I would propose that $2 million dollars be designated to establish a Small Business Services Initiative that would offer seed money for entrepreneurs so that businesses can start, operate and expand in Long Beach. Most importantly, a SBSI would also bring together local educational institutions, entrepreneurs, labor unions, local government and others to address the problems of job loss, low graduation rates, the continued ‘brain drain’ of college graduates who leave Long Beach, and the lack of training programs for blue collar jobs, to ensure we are all on the same page about the need to create jobs. This initiative could also help locate affordable workspaces to support start up businesses. (Perhaps the City could use some of the 296 properties from redevelopment for workspaces.)
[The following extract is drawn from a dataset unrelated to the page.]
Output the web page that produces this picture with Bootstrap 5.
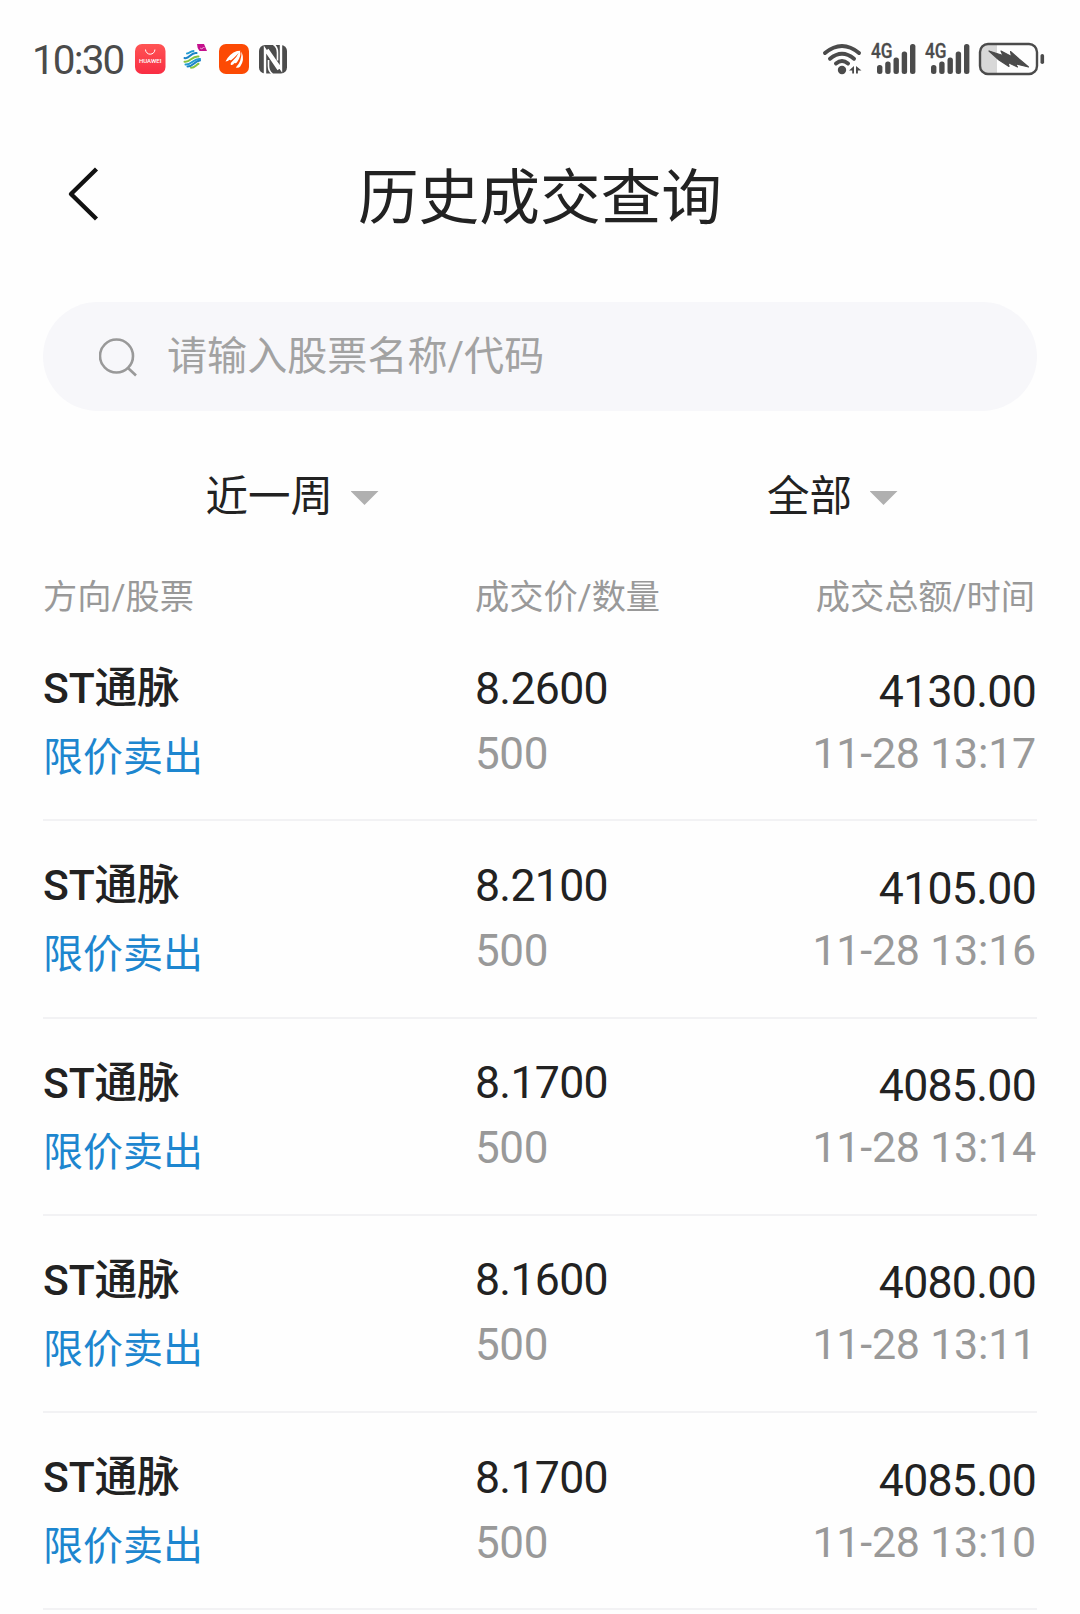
<!DOCTYPE html>
<html lang="zh-CN">
<head>
<meta charset="utf-8">
<meta name="viewport" content="width=device-width, initial-scale=1">
<title>历史成交查询</title>
<link href="https://cdn.jsdelivr.net/npm/bootstrap@5.3.0/dist/css/bootstrap.min.css" rel="stylesheet">
<style>
body{font-family:Roboto,"Noto Sans CJK SC",sans-serif;color:#222;background:#fefefe;width:1080px;height:1614px;overflow:hidden}
svg{display:block;flex:none}
.status-bar{height:118px;color:#4b4b4b;padding:0 33px 0 32px}
.clock{font-size:40.5px;line-height:60px;letter-spacing:-1.9px;width:99.5px;padding-top:2px}
.title-bar{height:152px;padding:0 43px}
.title-text{font-size:60.7px;line-height:90px;padding-bottom:3px;font-family:"Noto Sans CJK SC",sans-serif}
.side-slot{width:84px}
.search-box{height:109px;margin:32px 43px 0;background:#f7f7fa;padding-left:56px}
.search-box input{background:none;border:0;outline:0;padding:2px 0 0;margin-left:28px;font-size:40.1px;width:700px;color:#a2a2a2}
.search-box input::placeholder{color:#a2a2a2;opacity:1}
.filters{height:162px;padding:54px 43px 0}
.filter-btn{font-size:42.5px;line-height:64px;color:#222;gap:17.5px}
.filter-left{width:499px;padding-left:162.5px}
.filter-right{padding-left:225px}
.caret-down{width:28px;height:14px;margin-top:2px;background:#b0b0b0;clip-path:polygon(0 0,100% 0,50% 100%)}
.list-wrap{padding:0 43px}
.heads{font-size:34.2px;line-height:48px;color:#999;height:51px}
.heads .c3{padding-right:1px}
.c1,.c2,.c3{flex:none}
.c1{width:432px}.c2{width:270px}.c3{width:291px;text-align:right}
.trade{height:197.3px;border-bottom:2px solid #f2f2f4}
.trade .c1{padding-top:32px}
.trade .c2{padding-top:32.5px}
.trade .c3{padding-top:35.5px}
.stock{font-size:42.7px;line-height:64px;font-weight:500;letter-spacing:-.2px}
.side{font-size:40px;line-height:60px;color:#1d86cf;padding-top:8px}
.num{font-size:44.6px;line-height:64px;letter-spacing:-.7px}
.sub{color:#999;font-size:44px;line-height:60px;letter-spacing:-.4px;padding-top:3px}
.date{font-size:43px;letter-spacing:-.25px;padding-top:0;margin-top:-1px}
</style>
</head>
<body>
<header class="status-bar d-flex justify-content-between align-items-center">
  <div class="d-flex align-items-center">
    <span class="clock">10:30</span>
    <svg width="160" height="46" viewBox="132 36 160 46">
      <defs><linearGradient id="store" x1="0" y1="0" x2="0" y2="1"><stop offset="0" stop-color="#ff5454"/><stop offset="1" stop-color="#f92d43"/></linearGradient></defs>
      <rect x="135" y="44" width="30.500" height="30" rx="7" fill="url(#store)"/>
      <path d="M145.500 49.500a4.700 4.700 0 0 0 9.400 0" fill="none" stroke="#fff" stroke-width="1"/>
      <text x="150.200" y="63" font-size="5.600" font-weight="500" textLength="22.500" lengthAdjust="spacingAndGlyphs" text-anchor="middle" fill="#fff">HUAWEI</text>
      <g fill="none" stroke-width="2" stroke-linecap="round">
        <path d="M184.500 58c5 1.500 6-6 12-5M187.500 66.500c6 0 7-6 12.500-6" stroke="#1b83c6"/>
        <path d="M184.500 61.700c6 1 7-6 14-5.200M191 67.800c4 0 5-3 7.500-4" stroke="#84c341"/>
        <path d="M187 53.500c3 0 3-2.500 6.500-2.500M185.500 64.500c7 .5 8-6.500 14.500-5.500" stroke="#239bd0"/>
      </g>
      <path d="M197 44h7l3 7h-7.500q-2.500-3-2.500-7z" fill="#c4108c"/>
      <path d="M200 48l2 1 1.500-2 1 1" stroke="#f3b6de" fill="none" stroke-width=".8"/>
      <rect x="219" y="44" width="30" height="30" rx="7" fill="#fc4a04"/>
      <path d="M225.500 61.500q4-8 11.500-10.500l3.500-.3q-5 6-8.500 8.800-1 1.300-2.500.2-1.500 1.500-4 1.800zM231 65q-1-1 .2-2.600 6-5.500 8.800-11.700 1.500 5.500-3 11.500-1.200 1.700-2.600.9-1.200 2.200-3.400 1.900zM235.800 67.500q6-6 5.700-16 3.500 8.500-1.300 15-1.700 2-4.400 1z" fill="#fff"/>
      <rect x="259" y="45" width="28" height="28.500" rx="6" fill="#4c4c4c"/>
      <path d="M265 74V49.500l13.500 20M281 44.500V69L267.500 49.500" fill="none" stroke="#fefefe" stroke-width="2.400"/>
      <path d="M273.500 44.500q4 2.500 4 8v8M268.500 60v6q0 5.500 4 8" fill="none" stroke="#fefefe" stroke-width="1.600"/>
    </svg>
  </div>
  <svg width="230" height="46" viewBox="818 36 230 46" fill="#4b4b4b">
    <g fill="none" stroke="#4b4b4b" stroke-width="4" stroke-linecap="round"><path d="M826 53q17-14 34 0M831 58.700q12-10 24 0M837 63.500q6-5 12 0"/></g>
    <circle cx="843" cy="70" r="4.200"/>
    <path d="M850 70.500l5-4.500v7.500h-1.800v-3zM857 66l5.500 4.500h-3.600v3H857z"/>
    <g id="signal">
      <text x="872" y="58" font-size="19.500" font-weight="500" stroke="#4b4b4b" stroke-width=".3" textLength="21.500" lengthAdjust="spacingAndGlyphs">4G</text>
      <rect x="878" y="65" width="5.400" height="9" rx="2.500"/><rect x="886.200" y="61.500" width="5.400" height="12.500" rx="2.500"/><rect x="894.500" y="57.500" width="5.400" height="16.500" rx="2.500"/><rect x="902.700" y="51.500" width="5.400" height="22.500" rx="2.500"/><rect x="911" y="44" width="5.400" height="30" rx="2.500"/>
    </g>
    <use href="#signal" x="54"/>
    <path d="M998 44v30h-9q-8 0-8-8V52q0-8 8-8z" fill="#d8d8d8"/>
    <rect x="981" y="44" width="57" height="30" rx="8" fill="none" stroke="#4b4b4b" stroke-width="2.400"/>
    <rect x="1041.500" y="54" width="3.600" height="10" rx="1.800"/>
    <path d="M990 51l14 4.500-2-4.500 10.500 5.500-1-5 8.500 7.500 9.500 8-14-3.500 3 3.500-9.500-4.500 1 4-10-6.500z" stroke="#4b4b4b" stroke-width="1.200" stroke-linejoin="round"/>
  </svg>
</header>
<nav class="title-bar d-flex justify-content-between align-items-center">
  <div class="side-slot"><svg width="84" height="60" viewBox="43 164 84 60"><path d="M96.500 169L71 194L96.500 219" fill="none" stroke="#111" stroke-width="4.400" stroke-linejoin="round"/></svg></div>
  <div class="title-text">历史成交查询</div>
  <div class="side-slot"></div>
</nav>
<div class="search-box rounded-pill d-flex align-items-center">
  <svg width="40" height="40" viewBox="0 0 40 40" fill="none" stroke="#999" stroke-width="2.600"><circle cx="17.500" cy="19" r="16.500"/><path d="M28.500 30.500l8.500 8"/></svg>
  <input type="text" placeholder="请输入股票名称/代码">
</div>
<div class="filters d-flex">
  <div class="filter-left"><div class="filter-btn d-flex align-items-center"><span>近一周</span><span class="caret-down"></span></div></div>
  <div class="filter-right"><div class="filter-btn d-flex align-items-center"><span>全部</span><span class="caret-down"></span></div></div>
</div>
<main class="list-wrap">
  <div class="heads d-flex"><div class="c1">方向/股票</div><div class="c2">成交价/数量</div><div class="c3">成交总额/时间</div></div>
  <div class="trade d-flex"><div class="c1"><div class="stock">ST通脉</div><div class="side">限价卖出</div></div><div class="c2"><div class="num">8.2600</div><div class="sub">500</div></div><div class="c3"><div class="num">4130.00</div><div class="sub date">11-28 13:17</div></div></div>
  <div class="trade d-flex"><div class="c1"><div class="stock">ST通脉</div><div class="side">限价卖出</div></div><div class="c2"><div class="num">8.2100</div><div class="sub">500</div></div><div class="c3"><div class="num">4105.00</div><div class="sub date">11-28 13:16</div></div></div>
  <div class="trade d-flex"><div class="c1"><div class="stock">ST通脉</div><div class="side">限价卖出</div></div><div class="c2"><div class="num">8.1700</div><div class="sub">500</div></div><div class="c3"><div class="num">4085.00</div><div class="sub date">11-28 13:14</div></div></div>
  <div class="trade d-flex"><div class="c1"><div class="stock">ST通脉</div><div class="side">限价卖出</div></div><div class="c2"><div class="num">8.1600</div><div class="sub">500</div></div><div class="c3"><div class="num">4080.00</div><div class="sub date">11-28 13:11</div></div></div>
  <div class="trade d-flex"><div class="c1"><div class="stock">ST通脉</div><div class="side">限价卖出</div></div><div class="c2"><div class="num">8.1700</div><div class="sub">500</div></div><div class="c3"><div class="num">4085.00</div><div class="sub date">11-28 13:10</div></div></div>
</main>
<script src="https://cdn.jsdelivr.net/npm/bootstrap@5.3.0/dist/js/bootstrap.bundle.min.js"></script>
</body>
</html>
The City also needs to pursue locating a ‘Green Tech Zone’ in Long Beach which can serve as an incubator for innovation and would create jobs in these growing industries. I authored legislation last year directing the City Manager to explore this possibility to duplicate what the City of Los Angeles has done.  I asked that a committee of the Long Beach Chamber of Commerce work with the City to explore this option for Long Beach. The aim would be to attract clean industries through incentives, including help obtaining permits and tax and utility rebates. 

Long Beach needs to make its top priorities – real job creation and economic growth.

We also have to lessen the burden on the working families of our city who struggle to keep their jobs and pay their taxes. Recently, the City Council passed legislation so that real estate agents no longer have to pay a separate business license if they work under a broker. The City Council needs to review all of the fees and fines we require residents to pay: From the costs of a home business license to the parking ticket for not moving your car in time for the street sweepers. We need to provide some relief.”

Councilwoman Gerrie Schipske has represented the 5th Council District since 2006. She will hold a District 5 Budget Meeting on August 14th at 6 pm at the Water Treatment Plant, 2950 Redondo (at Spring).